Ocean Watch

Susan Scott

Friday, August 27, 2004

Fish do not swim
around helping others

Last weekend, reader Heeny Yuen and his wife snorkeled in Hanauma Bay near a flat spot covered with small rocks. There they spotted something new to them: a papio (juvenile jack or ulua) circling and swimming back and forth in front of a moray eel tucked among the rocks.

Suddenly, the eel made a dash for the papio, and the two predators swam together, fast, for about 10 yards. Then the eel ducked back under the little rocks.

The two fish did this again and again, Heeny writes.

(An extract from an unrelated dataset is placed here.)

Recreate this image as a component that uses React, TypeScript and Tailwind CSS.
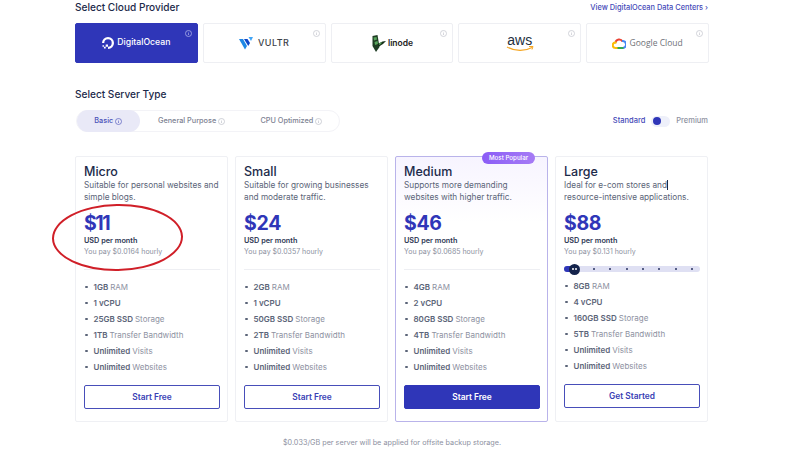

Since it was obvious the moray was not attacking, the Yuens wondered if the papio might be helping the eel find a suitable home. He writes, "Can you enlighten us on what was happening?"

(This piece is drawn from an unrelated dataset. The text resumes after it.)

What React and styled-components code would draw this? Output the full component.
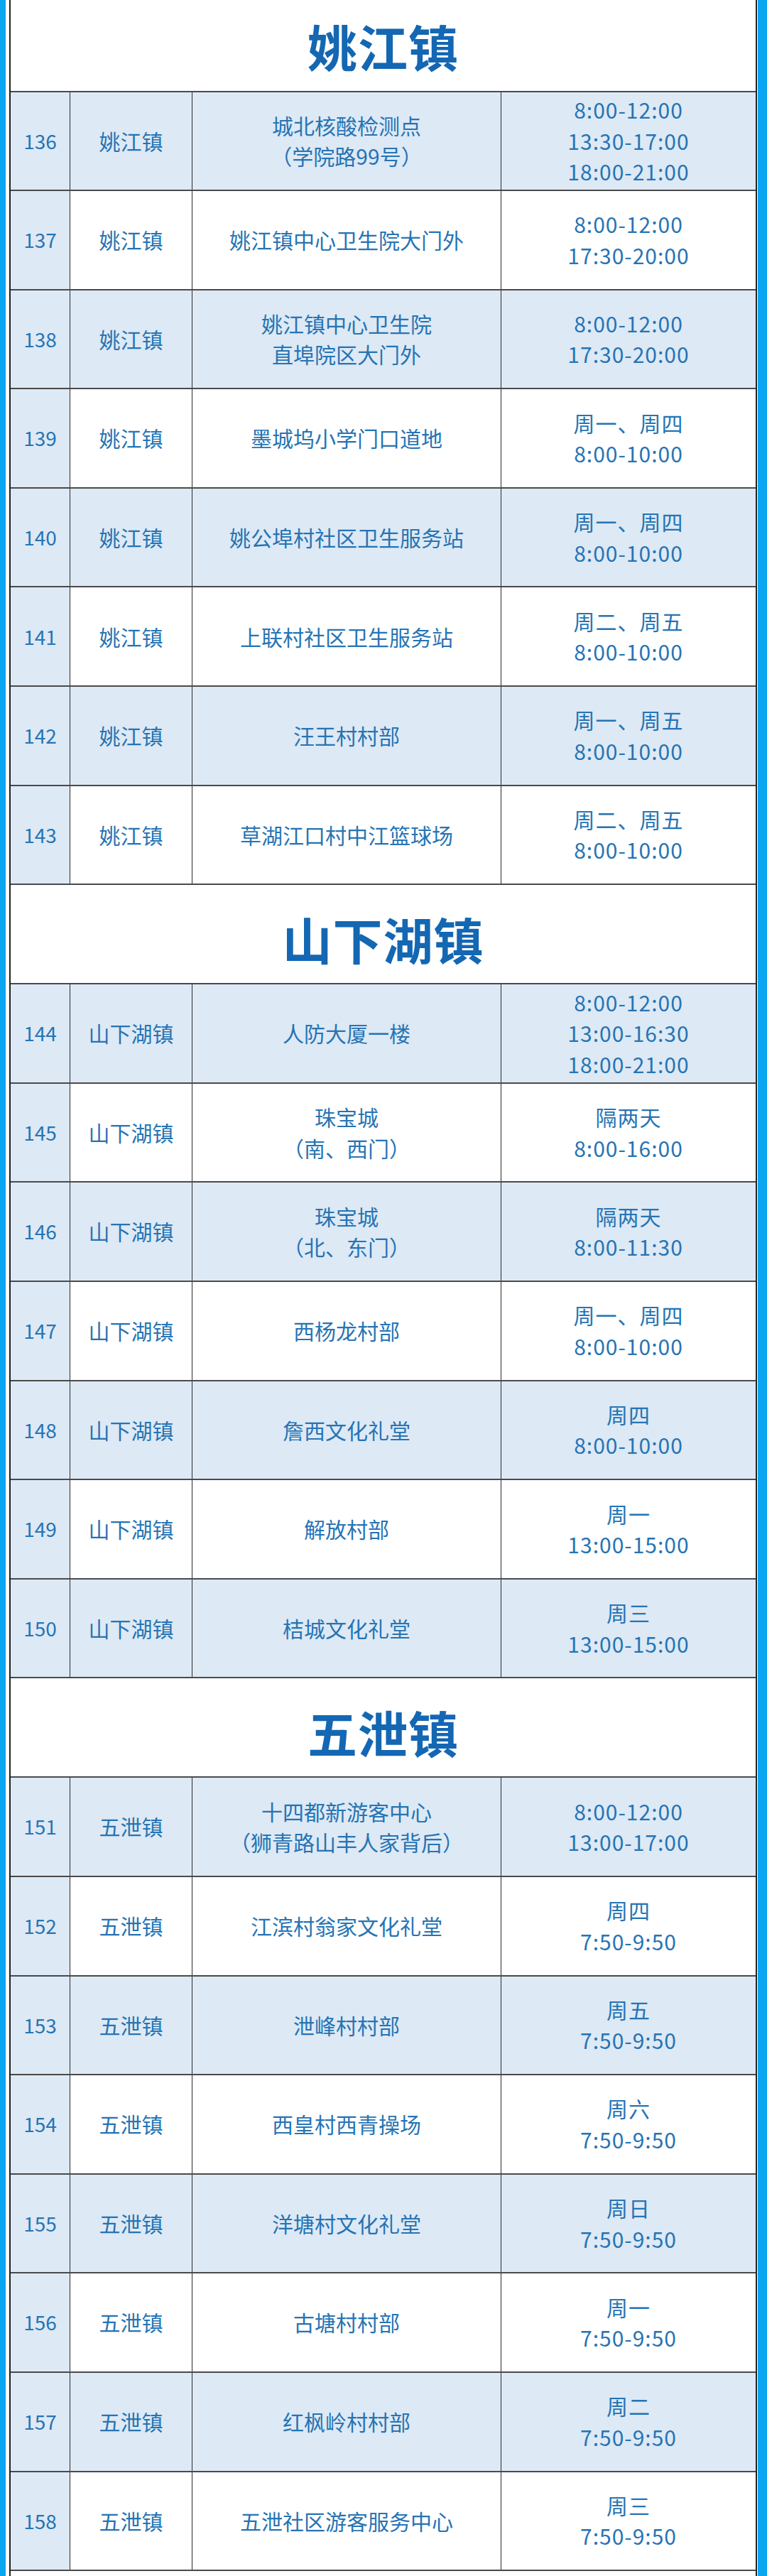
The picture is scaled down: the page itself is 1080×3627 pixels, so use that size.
import React from 'react';
import styled, { createGlobalStyle } from 'styled-components';

const GlobalStyle = createGlobalStyle`
  html, body {
    margin: 0;
    padding: 0;
    background: #0aa6f2;
  }
  body {
    font-family: "Noto Sans CJK SC", "Noto Sans", sans-serif;
  }
`;

const sections = [
  {
    town: '姚江镇',
    first: true,
    rows: [
      ['136', ['城北核酸检测点', '（学院路99号）'], ['8:00-12:00', '13:30-17:00', '18:00-21:00']],
      ['137', ['姚江镇中心卫生院大门外'], ['8:00-12:00', '17:30-20:00']],
      ['138', ['姚江镇中心卫生院', '直埠院区大门外'], ['8:00-12:00', '17:30-20:00']],
      ['139', ['墨城坞小学门口道地'], ['周一、周四', '8:00-10:00']],
      ['140', ['姚公埠村社区卫生服务站'], ['周一、周四', '8:00-10:00']],
      ['141', ['上联村社区卫生服务站'], ['周二、周五', '8:00-10:00']],
      ['142', ['汪王村村部'], ['周一、周五', '8:00-10:00']],
      ['143', ['草湖江口村中江篮球场'], ['周二、周五', '8:00-10:00']],
    ],
  },
  {
    town: '山下湖镇',
    rows: [
      ['144', ['人防大厦一楼'], ['8:00-12:00', '13:00-16:30', '18:00-21:00']],
      ['145', ['珠宝城', '（南、西门）'], ['隔两天', '8:00-16:00']],
      ['146', ['珠宝城', '（北、东门）'], ['隔两天', '8:00-11:30']],
      ['147', ['西杨龙村部'], ['周一、周四', '8:00-10:00']],
      ['148', ['詹西文化礼堂'], ['周四', '8:00-10:00']],
      ['149', ['解放村部'], ['周一', '13:00-15:00']],
      ['150', ['桔城文化礼堂'], ['周三', '13:00-15:00']],
    ],
  },
  {
    town: '五泄镇',
    rows: [
      ['151', ['十四都新游客中心', '（狮青路山丰人家背后）'], ['8:00-12:00', '13:00-17:00']],
      ['152', ['江滨村翁家文化礼堂'], ['周四', '7:50-9:50']],
      ['153', ['泄峰村村部'], ['周五', '7:50-9:50']],
      ['154', ['西皇村西青操场'], ['周六', '7:50-9:50']],
      ['155', ['洋塘村文化礼堂'], ['周日', '7:50-9:50']],
      ['156', ['古塘村村部'], ['周一', '7:50-9:50']],
      ['157', ['红枫岭村村部'], ['周二', '7:50-9:50']],
      ['158', ['五泄社区游客服务中心'], ['周三', '7:50-9:50']],
    ],
  },
  { town: '', rows: [] },
];

const Page = styled.div`
  height: 3627px;
  overflow: hidden;
  background: #0aa6f2;
  padding: 0 13px 0 8px;
`;

const Sheet = styled.div`
  background: #ffffff;
  padding: 0 1px 0 5px;
  min-height: 100%;
`;

const Table = styled.div`
  border-left: 2px solid #222;
  border-right: 2px solid #222;
  display: flex;
  flex-direction: column;
`;

const TownHeader = styled.div`
  height: ${(p) => (p.$first ? '127.5px' : '140px')};
  box-sizing: border-box;
  border-top: ${(p) => (p.$first ? 'none' : '2px solid #4a4a4a')};
  background: #ffffff;
  display: flex;
  align-items: center;
  justify-content: center;
  padding-top: ${(p) => (p.$first ? '2px' : '12px')};
  color: #1467b3;
  font-size: 70px;
  font-weight: 700;
  letter-spacing: 1px;
`;

const Row = styled.div`
  height: 139.6px;
  box-sizing: border-box;
  border-top: 2px solid #4a4a4a;
  display: grid;
  grid-template-columns: 84px 172px 435px 1fr;
  background: ${(p) => (p.$shaded ? '#dde9f5' : '#ffffff')};
`;

const Cell = styled.div`
  display: flex;
  flex-direction: column;
  align-items: center;
  justify-content: center;
  text-align: center;
  color: #2674b4;
  font-size: ${(p) => (p.$small ? '28px' : '30px')};
  line-height: 43.5px;
  border-right: ${(p) => (p.$last ? 'none' : '1px solid #2a2a2a')};
  background: ${(p) => (p.$num ? '#dde9f5' : 'transparent')};
  white-space: nowrap;
`;

const TimeLine = styled.span`
  letter-spacing: 1px;
`;

export default function App() {
  return (
    <>
      <GlobalStyle />
      <Page>
        <Sheet>
          <Table>
            {sections.map((sec, si) => (
              <React.Fragment key={si}>
                <TownHeader $first={sec.first}>{sec.town}</TownHeader>
                {sec.rows.map(([num, place, times], ri) => (
                  <Row key={num} $shaded={ri % 2 === 0}>
                    <Cell $num $small>{num}</Cell>
                    <Cell>{sec.town}</Cell>
                    <Cell>
                      {place.map((l) => (
                        <span key={l}>{l}</span>
                      ))}
                    </Cell>
                    <Cell $last>
                      {times.map((t) => (
                        <TimeLine key={t}>{t}</TimeLine>
                      ))}
                    </Cell>
                  </Row>
                ))}
              </React.Fragment>
            ))}
          </Table>
        </Sheet>
      </Page>
    </>
  );
}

I can. And it has nothing to do with one fish selflessly offering a helping hand to another. This concept, called altruism, just doesn't happen in the ocean. In fact, it rarely happens on land, either. Members of one species almost never rally round members of another.

No, when it comes to help, animals stick to their own kind. And even then, assisting a nonrelative is uncommon. In the world of nature, it's every unrelated creature for itself.

Except for fiddler crabs. In a recent study, Australian researchers discovered that these crabs, famous for having one enormous front claw, come to the aid of their neighbors.

Male fiddler crabs guard their territory fiercely, fighting off invading males that try to get a piece of the turf. Often the homeowner wins his own battle, but if it looks like he's going down, a neighbor joins in the fight to drive off the intruder.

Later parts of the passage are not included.